I remember when I first learnt to make Topli Nu Paneer. Andrew Lowkes (a former member of Neal's Yard Dairy's wholesale team and now the owner of Landrace Bakery in Bath) was working with you and we were going through what temperature I should be doing things, what kind of milk I should be using and where I could buy my baskets from. I got loads of information from you guys at that point.
Did you grow up eating a lot of cheese?
My dad was obsessed with cheese – Stilton, the stinkier the better. Most nights we’d sit down with cheese and crackers after dinner. I used to sneak down at night to eat more cheese at 2 in the morning – don’t tell my parents that.
When I open a Parsi restaurant, if I’m going to stay true to what a Parsi café in Mumbai is like, there’s not going to be a cheeseboard. So, I’m going to try every bloody cheese I can while I’m here and learn about it while I’ve got the opportunity and we have that connection with you.
I have to say, it’s amazing to work with suppliers like you, we’re so, so lucky. Sometimes when we do briefings just before service and someone asks me a question I don’t know the answer to, I’ll literally just call you guys up and put you on speaker. The knowledge you have is incredible, from the cheese to the farmer, to what the cheesemaker had for breakfast that morning, it’s really cool.

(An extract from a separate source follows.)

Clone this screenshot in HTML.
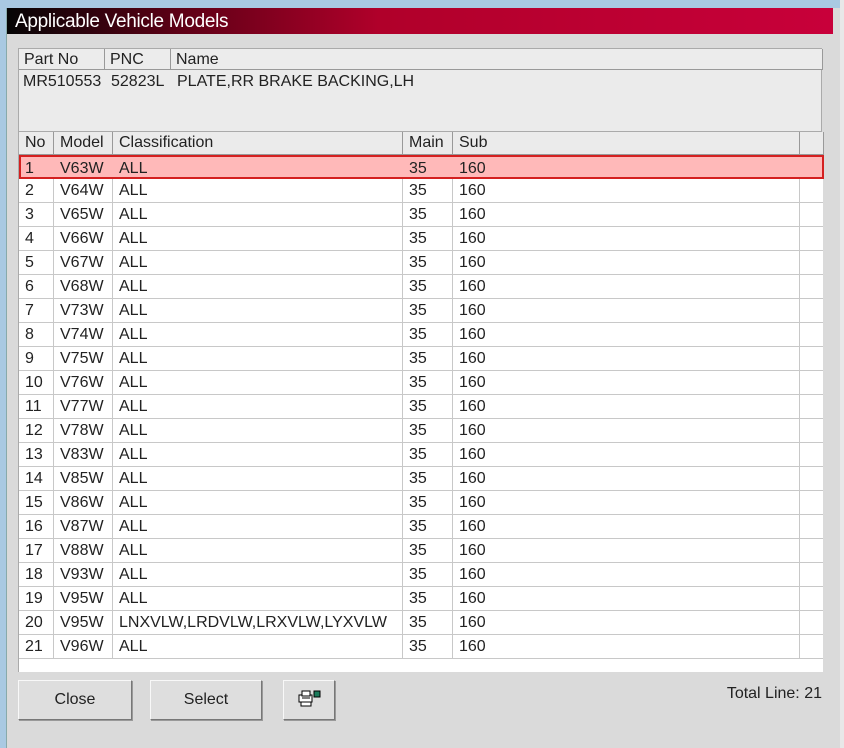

How do you eat cheese at home?
I usually just put it on a board, cut a few small pieces and tell myself that’s all I’m going to eat. Then I eat those and carry on cutting. No bread, crackers or anything. I like to suck blue cheese like a boiled sweet and let the fats melt in my mouth. To be brutally honest, I’ll just buy a crap pizza from a supermarket, grate loads of Neal’s Yard cheese over it and bung it in the oven!